Highway 31 brought us into a small town called Victor and from there we took 33/22 through the Bridger-Teton National Forest to Jackson, Wyoming. Oh man the scenery was amazing with the Tetons off to the north as you descend into Jackson. Jackson itself….a bit commercial but interesting and we parked and did the touristy thing because …well we were tourists so we checked out some shops.
Leaving Jackson we took hwy 191 and then 287 into the Grand Teton National Park which eventually led us into Yellowstone.
There was a fare bit of construction in parts of the park and the going was a bit slow at times but that was great for taking in the scenery and there was no shortage of that.
We stopped and hiked around for a bit at the West Thumb geyser basin.
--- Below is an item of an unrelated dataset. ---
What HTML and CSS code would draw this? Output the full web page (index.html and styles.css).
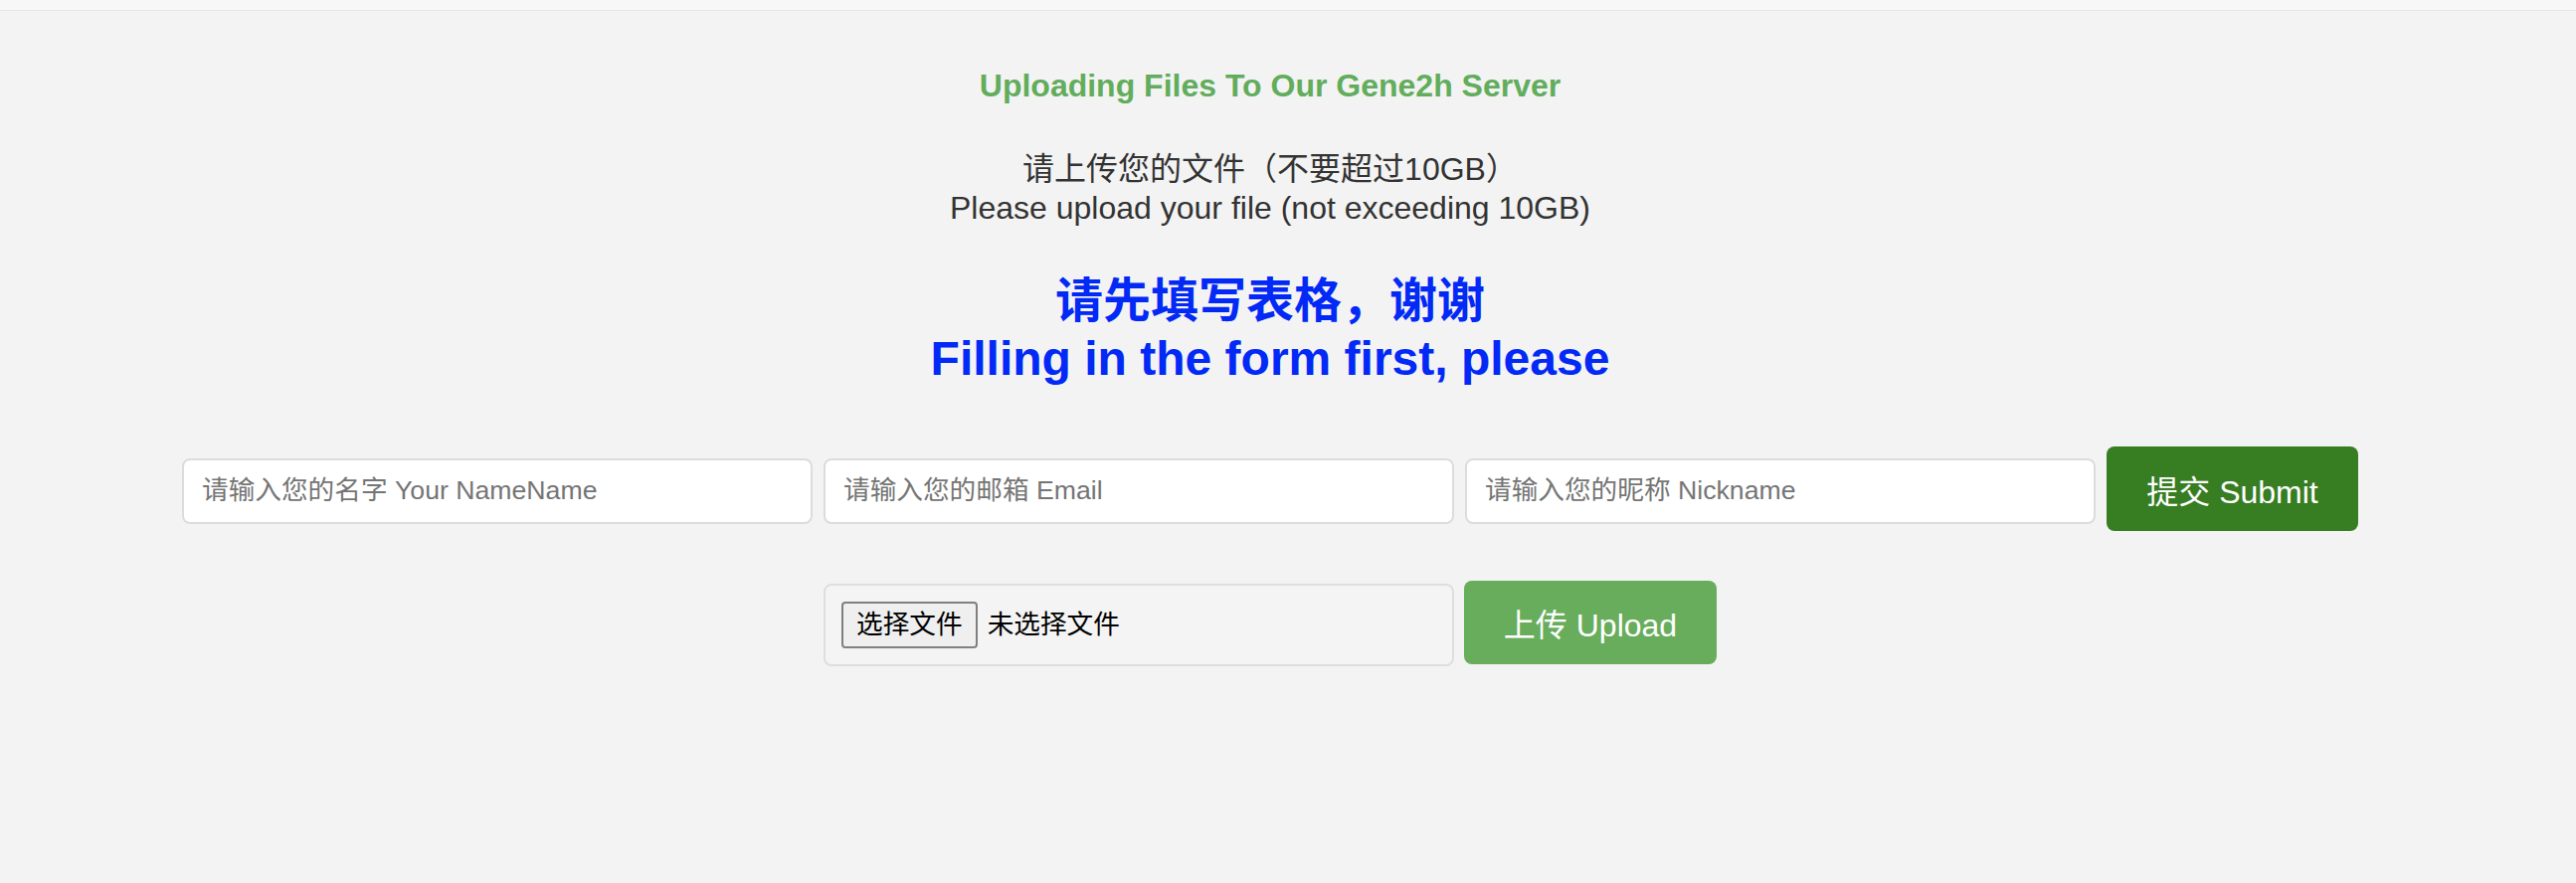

Looking off across Lake Yellowstone there appeared to be some miserable weather off to the east toward Cody, Wyoming. I got some really interesting pictures of the thermal pools which tip the thermometer in excess to 170 degrees Fahrenheit, apparently not an appropriate substitute for a hot tub.
I talked to some other bikers here who had entered into the park from Cody and as I had previously predicted they had encountered some awful conditions complete with high winds, hail, rain and lightning. He looked a bit irritated when I told him we had missed it all.
Continuing from there we made our way toward Fishing Bridge where we turned north off 287. I believe that this was hwy 212 and it was on this stretch of highway running along the Lamar River that we got our first up close and personal look at Buffalo, lots and lots of them. With that came some wonder photo ops again.
We eventually made our way out of the park to our resting place for the evening in Cooke City, Montana. We had considered going over the top of Bear Tooth Pass and staying in Red Lodge, Montana but decided against it as it was a bit late in the day and the weather ahead looked sketchy.